Dans trois heures je descendrai à Lyon, Part-Dieu. Chiara, anthropologue-géographe, y dépose son fils à la gare. Ensuite nous partons avec son véhicule, équipé de pneus neiges, pour entamer la résidence dans les Parcs Naturels questionnant les nouvelles itinérances.
A regarder les paysages nocturnes défiler par la fenêtre du train, je me demande si, simplement, marcher dans la montagne n’est pas une façon de quitter mentalement tout ce fatras d’imbroglio mentaux. Pour juste être.
Tout seul.
Dans le monde.
Un instant déconnecté de toutes ces liens. Juste être dans un instant dénudé.

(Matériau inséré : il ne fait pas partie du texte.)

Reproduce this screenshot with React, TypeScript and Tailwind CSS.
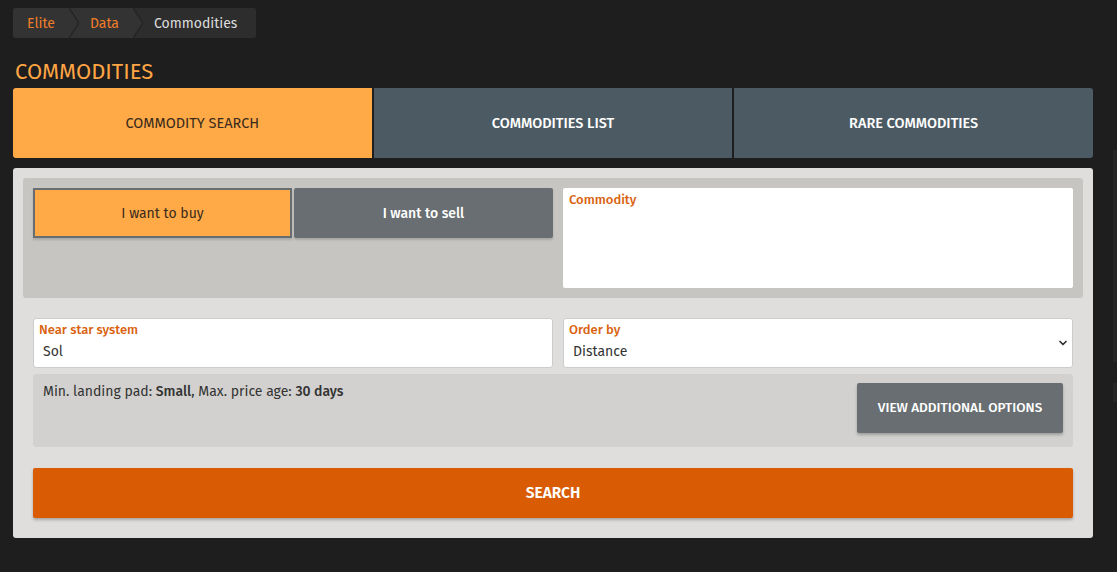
// Commodities search page
import { ChevronDown } from 'lucide-react';

const font = { fontFamily: '"Fira Sans", "Noto Sans", "Open Sans", sans-serif' };

const Breadcrumb = () => {
  const crumbs = [
    { label: 'Elite', link: true },
    { label: 'Data', link: true },
    { label: 'Commodities', link: false },
  ];

  return (
    <nav className="flex h-[30px] w-fit overflow-hidden rounded-[3px] bg-[#2d2d2d] text-[14px]">
      {crumbs.map((c, i) => (
        <div key={c.label} className="relative flex items-center">
          <span
            className={`flex h-full items-center ${i === 0 ? 'pl-[14px]' : 'pl-[21px]'} ${
              c.link ? 'pr-[14px] text-[#f07d2a]' : 'pr-[19px] text-[#dcdcdc]'
            } ${c.link ? 'bg-[#333333]' : 'bg-[#2d2d2d]'}`}
          >
            {c.label}
          </span>
          {c.link && (
            <svg className="absolute -right-[10px] top-0 z-10 h-[30px] w-[10px]" viewBox="0 0 10 30">
              <polygon points="0,0 10,15 0,30" fill="#333333" />
              <polyline points="0,0 10,15 0,30" fill="none" stroke="#252525" strokeWidth="1.5" />
            </svg>
          )}
        </div>
      ))}
    </nav>
  );
};

const Tabs = () => (
  <div className="flex gap-[2px] overflow-hidden rounded-[3px]">
    <div className="flex h-[70px] flex-1 items-center justify-center bg-[#ffaa47] pt-[2px] text-[14.5px] text-[#3a2b1c]">
      COMMODITY SEARCH
    </div>
    <div className="flex h-[70px] flex-1 items-center justify-center bg-[#4c5b63] pt-[2px] text-[14.5px] font-medium text-white">
      COMMODITIES LIST
    </div>
    <div className="flex h-[70px] flex-1 items-center justify-center bg-[#4c5b63] pt-[2px] text-[14.5px] font-medium text-white">
      RARE COMMODITIES
    </div>
  </div>
);

export default function App() {
  return (
    <div className="relative min-h-[572px] bg-[#1e1e1e] pl-[13px] pt-[8px]" style={font}>
      <Breadcrumb />

      <h1 className="mt-[20px] pl-[2px] text-[22px] leading-[28px] text-[#ffa544]">COMMODITIES</h1>

      <div className="mt-[2px] w-[1080px]">
        <Tabs />

        <div className="mt-[10px] rounded-[3px] bg-[#dfdedc] p-[10px] pb-[20px]">
          {/* buy / sell + commodity */}
          <div className="flex gap-[10px] rounded-[3px] bg-[#c6c5c1] p-[10px]">
            <div className="flex w-[520px] items-start">
              <button className="h-[50px] w-[259px] border-2 border-[#676d70] bg-[#ffaa47] text-[14px] text-[#3a2b1c] shadow-[0_2px_2px_rgba(0,0,0,0.15)]">
                I want to buy
              </button>
              <button className="ml-[2px] h-[50px] w-[259px] rounded-[2px] bg-[#686e71] text-[14px] font-medium text-white shadow-[0_2px_2px_rgba(0,0,0,0.15)]">
                I want to sell
              </button>
            </div>
            <div className="h-[100px] flex-1 rounded-[2px] bg-white px-[6px] pt-[2px]">
              <div className="text-[13px] font-medium text-[#d9620f]">Commodity</div>
            </div>
          </div>

          {/* location / order */}
          <div className="mt-[20px] px-[10px]">
            <div className="flex gap-[10px]">
              <div className="h-[50px] w-[520px] rounded-[3px] border border-[#cccccc] bg-white px-[5px] pt-[2px]">
                <div className="text-[13px] font-medium leading-[18px] text-[#d9620f]">Near star system</div>
                <div className="pl-[4px] text-[14px] leading-[26px] text-[#333]">Sol</div>
              </div>
              <div className="relative h-[50px] flex-1 rounded-[3px] border border-[#cccccc] bg-white px-[5px] pt-[2px]">
                <div className="text-[13px] font-medium leading-[18px] text-[#d9620f]">Order by</div>
                <div className="pl-[4px] text-[14px] leading-[26px] text-[#333]">Distance</div>
                <ChevronDown className="absolute right-[3px] top-[18px] h-[12px] w-[12px] text-[#333]" strokeWidth={3.5} />
              </div>
            </div>

            <div className="mt-[6px] flex h-[73px] justify-between rounded-[3px] bg-[#d2d1cf] pl-[10px] pr-[10px] pt-[9px]">
              <p className="text-[14px] leading-[18px] text-[#333]">
                Min. landing pad: <b className="font-medium">Small</b>, Max. price age:{' '}
                <b className="font-medium">30 days</b>
              </p>
              <button className="h-[50px] w-[206px] rounded-[2px] bg-[#686e71] text-[13.5px] font-medium text-white shadow-[0_2px_3px_rgba(0,0,0,0.25)]">
                VIEW ADDITIONAL OPTIONS
              </button>
            </div>

            <button className="mt-[21px] h-[50px] w-full rounded-[2px] bg-[#d95c05] pt-[1px] text-[15.5px] font-semibold text-white shadow-[0_2px_3px_rgba(0,0,0,0.25)]">
              SEARCH
            </button>
          </div>
        </div>
      </div>

      {/* edge of a hidden side panel */}
      <div className="absolute right-0 top-[150px] h-[212px] w-[4px] bg-[#262626]" />
      <div className="absolute right-0 top-[383px] h-[19px] w-[4px] bg-[#262626]" />
    </div>
  );
}
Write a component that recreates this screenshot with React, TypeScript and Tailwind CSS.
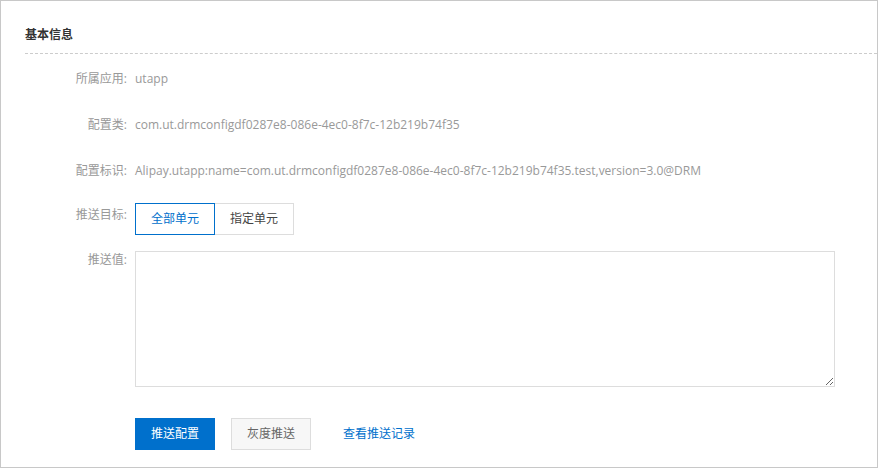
const font = { fontFamily: '"Open Sans", "Noto Sans CJK SC", sans-serif' }

function Row({ label, children }: { label: string; children: React.ReactNode }) {
  return (
    <div className="flex h-[46px] items-center">
      <div className="w-[110px] pr-2 text-right text-[#999]">{label}</div>
      <div className="text-[#999]">{children}</div>
    </div>
  )
}

export default function App() {
  return (
    <div
      className="h-[468px] w-[878px] border border-[#c8c8c8] bg-white text-[12px]"
      style={font}
    >
      <div className="pl-[24px] pt-[25px]">
        <h2 className="h-[18px] font-bold leading-[18px] text-[#333]">基本信息</h2>
        <div className="mt-[9px] border-b border-dashed border-[#ccc]" />

        <div className="mt-[2px]">
          <Row label="所属应用:">utapp</Row>
          <Row label="配置类:">com.ut.drmconfigdf0287e8-086e-4ec0-8f7c-12b219b74f35</Row>
          <Row label="配置标识:">
            Alipay.utapp:name=com.ut.drmconfigdf0287e8-086e-4ec0-8f7c-12b219b74f35.test,version=3.0@DRM
          </Row>
        </div>

        <div className="mt-[9px] flex">
          <div className="w-[110px] pr-2 text-right leading-[24px] text-[#999]">推送目标:</div>
          <div className="flex">
            <button className="h-[32px] w-[80px] border border-[#0070cc] text-[#0070cc]">
              全部单元
            </button>
            <button className="h-[32px] w-[79px] border border-l-0 border-[#ddd] text-[#444]">
              指定单元
            </button>
          </div>
        </div>

        <div className="mt-[16px] flex">
          <div className="w-[110px] pr-2 text-right leading-[18px] text-[#999]">推送值:</div>
          <textarea className="h-[136px] w-[700px] border border-[#ddd] outline-none" />
        </div>

        <div className="mt-[31px] flex items-center pl-[110px]">
          <button className="h-[32px] w-[80px] bg-[#0070cc] text-white">推送配置</button>
          <button className="ml-[16px] h-[32px] w-[80px] border border-[#ddd] bg-[#f7f7f7] text-[#666]">
            灰度推送
          </button>
          <a className="ml-[32px] text-[#0070cc]" href="#">
            查看推送记录
          </a>
        </div>
      </div>
    </div>
  )
}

La vraie nature serait, non pas uniquement visuelle, « mon corps vu dans la nature » -clic- selfie! Mais mentale, aucun selfie envoyé, un instant déconnecté. Moi ici. Mon sang, coulant, mon temps.
Séparé d’un fatras de liens avec la société, sa corporalité en moi. Moi commun.
Sans trop le vouloir.
Un instant déconnecté. Séparé de la ligne commune, en un imbroglio de fils tressés, pour n’être qu’un point.
Punctum.
Ici et maintenant.
Punctum.
Un coeur qui bat.
Punctum.
Punctum.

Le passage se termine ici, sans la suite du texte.